The Communists' other amphibious operations of 1950 were more successful: they led to the Communist conquest of Hainan Island in April 1950, capture of Wanshan Islands off the Guangdong coast (May–August 1950), Zhoushan Island off Zhejiang (May 1950).
The People's Republic of China was officially declared in October 1, 1949, effectively making China a communist state.
The Red Army(later the People's Liberation Army or the PLA) suffered 1.3 million combat casualties, with 250,000+ killed, 190,000 missing and 850,000 wounded(not including irregulars). Meanwhile, the National Revolutionary Army(later known as ROC Armed Forces) suffered 1.5 million dead.

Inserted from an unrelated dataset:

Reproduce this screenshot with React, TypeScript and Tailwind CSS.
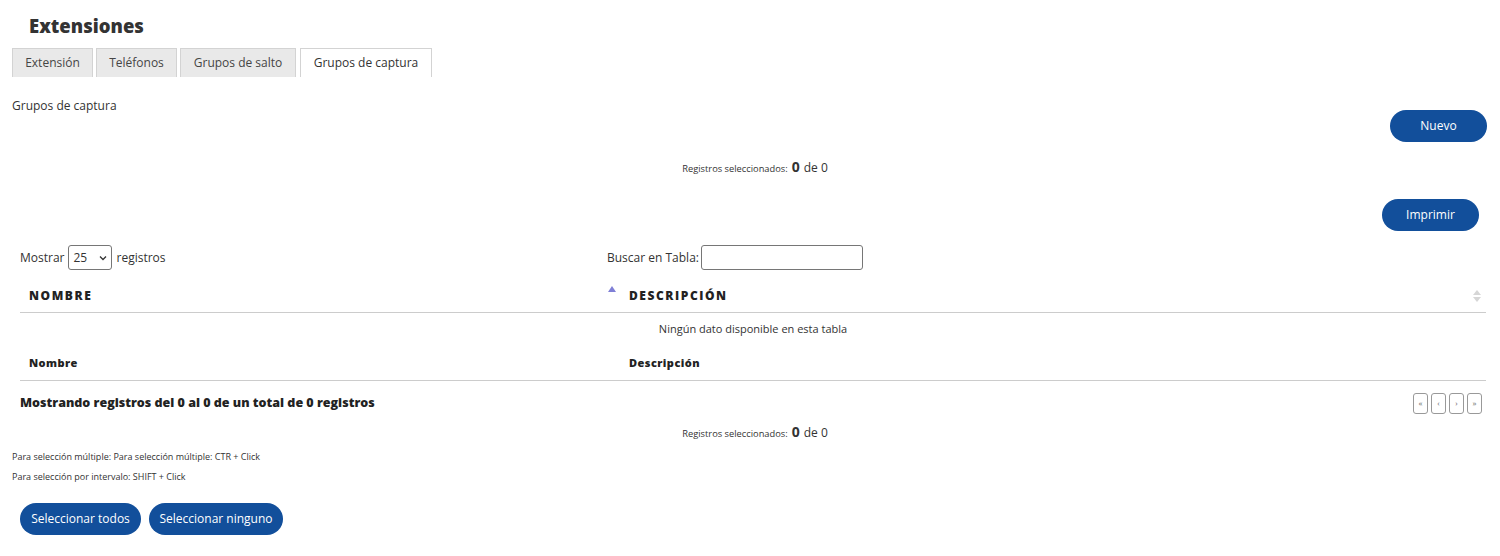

Although Chiang's main force retreated to Taiwan after seeing imminent defeat, other Nationalists entrenched themselves near Burma and in the Tibetan region, launching guerilla warfare unto communist troops. The ROC assigned the leader of this forces, Li Mi, as the governor of Yunnan and was also paid a salary. The US also provided them intelligence support but never sent in troops to aid the ROC, for fear the Soviets will reinforce the PLA and scaling an all-out global conflict. In 1953, the Nationalists in Burma were transported to Taiwan because Myanmar complained to the UN but thousands remained, with ROC constantly supplying them and also giving them reinforcements.
On October 25, 1971, the United Nations General Assembly admitted the PRC and expelled the ROC, which had been a founding member of the United Nations and was one of the five permanent members of the Security Council. Representatives of Chiang Kai-shek refused to recognise their accreditations as representatives of China and left the assembly. Recognition for the People's Republic of China soon followed from most other member nations, including the United States.
By 1984 PRC and ROC began to de-escalate their hostilities through diplomatic relations with each other, and cross-straits trade and investment has been growing ever since. The state of war was officially declared over by the ROC in 1991. Despite the end of the hostilities, the two sides have never signed any agreement or treaty to officially end the war.